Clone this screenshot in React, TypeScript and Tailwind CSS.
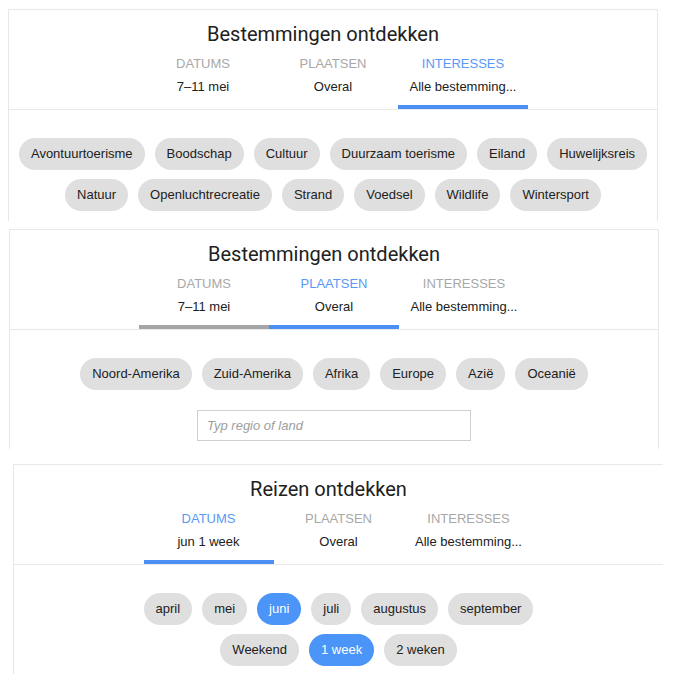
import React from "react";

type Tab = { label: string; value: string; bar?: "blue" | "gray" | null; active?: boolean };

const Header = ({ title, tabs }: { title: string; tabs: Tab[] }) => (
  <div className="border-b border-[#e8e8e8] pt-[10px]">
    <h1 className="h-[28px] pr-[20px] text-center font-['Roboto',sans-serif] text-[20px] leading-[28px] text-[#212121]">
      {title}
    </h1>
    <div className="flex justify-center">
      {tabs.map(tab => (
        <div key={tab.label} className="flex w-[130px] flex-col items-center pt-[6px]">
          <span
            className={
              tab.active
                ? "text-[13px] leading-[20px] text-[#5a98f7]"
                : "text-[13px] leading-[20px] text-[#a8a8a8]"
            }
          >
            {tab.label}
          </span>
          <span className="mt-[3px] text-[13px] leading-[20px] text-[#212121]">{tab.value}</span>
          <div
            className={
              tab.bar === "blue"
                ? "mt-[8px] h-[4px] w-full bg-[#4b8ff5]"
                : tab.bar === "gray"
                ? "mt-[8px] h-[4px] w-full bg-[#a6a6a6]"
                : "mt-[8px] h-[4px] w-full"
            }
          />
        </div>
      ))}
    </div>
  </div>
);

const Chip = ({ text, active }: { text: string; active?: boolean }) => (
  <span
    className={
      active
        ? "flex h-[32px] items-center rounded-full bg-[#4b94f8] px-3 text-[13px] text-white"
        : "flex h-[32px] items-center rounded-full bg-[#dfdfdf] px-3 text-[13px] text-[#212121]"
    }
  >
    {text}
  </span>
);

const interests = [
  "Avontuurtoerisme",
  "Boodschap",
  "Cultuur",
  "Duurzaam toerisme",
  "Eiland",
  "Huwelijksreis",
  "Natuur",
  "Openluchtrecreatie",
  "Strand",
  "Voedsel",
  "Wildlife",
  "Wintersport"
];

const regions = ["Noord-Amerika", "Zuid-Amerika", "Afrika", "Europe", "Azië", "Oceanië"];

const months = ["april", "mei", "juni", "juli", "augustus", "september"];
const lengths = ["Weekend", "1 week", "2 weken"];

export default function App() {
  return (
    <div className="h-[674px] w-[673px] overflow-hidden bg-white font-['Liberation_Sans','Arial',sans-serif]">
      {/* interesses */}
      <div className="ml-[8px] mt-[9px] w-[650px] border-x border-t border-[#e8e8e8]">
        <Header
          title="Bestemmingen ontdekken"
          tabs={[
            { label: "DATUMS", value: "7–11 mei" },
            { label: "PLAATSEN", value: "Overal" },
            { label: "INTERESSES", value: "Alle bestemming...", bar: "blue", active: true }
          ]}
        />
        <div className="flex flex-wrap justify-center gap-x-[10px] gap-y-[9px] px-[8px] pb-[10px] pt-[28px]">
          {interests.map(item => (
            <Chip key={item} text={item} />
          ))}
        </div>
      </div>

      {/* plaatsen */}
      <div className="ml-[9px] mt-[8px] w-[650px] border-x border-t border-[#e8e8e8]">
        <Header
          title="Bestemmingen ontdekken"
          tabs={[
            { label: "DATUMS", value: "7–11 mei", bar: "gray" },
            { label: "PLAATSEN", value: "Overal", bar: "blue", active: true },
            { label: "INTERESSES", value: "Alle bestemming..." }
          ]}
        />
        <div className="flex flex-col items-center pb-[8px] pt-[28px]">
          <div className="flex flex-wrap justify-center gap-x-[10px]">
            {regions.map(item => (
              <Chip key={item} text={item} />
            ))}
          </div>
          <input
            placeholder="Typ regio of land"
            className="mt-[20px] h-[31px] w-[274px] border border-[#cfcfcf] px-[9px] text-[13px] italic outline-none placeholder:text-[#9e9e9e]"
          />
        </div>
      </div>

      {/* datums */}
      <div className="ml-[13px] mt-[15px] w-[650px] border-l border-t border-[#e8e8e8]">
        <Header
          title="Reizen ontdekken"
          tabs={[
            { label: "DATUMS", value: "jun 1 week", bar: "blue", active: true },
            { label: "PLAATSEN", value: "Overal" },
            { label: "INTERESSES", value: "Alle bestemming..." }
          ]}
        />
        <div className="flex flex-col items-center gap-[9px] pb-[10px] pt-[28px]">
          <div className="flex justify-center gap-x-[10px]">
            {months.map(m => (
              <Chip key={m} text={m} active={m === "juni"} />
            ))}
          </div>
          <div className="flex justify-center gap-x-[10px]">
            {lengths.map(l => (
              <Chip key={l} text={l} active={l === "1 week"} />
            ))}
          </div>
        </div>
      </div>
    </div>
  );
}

- WHAT YOU HAVE TO DO -
From the opening line of the listing above through the line bearing "string; value: string;", repeat each line exactly. Drop every picture.

- ANSWER TO THE PROBLEM -
Clone this screenshot in React, TypeScript and Tailwind CSS.
import React from "react";

type Tab = { label: string; value: string; bar?: "blue" | "gray" | null; active?: boolean };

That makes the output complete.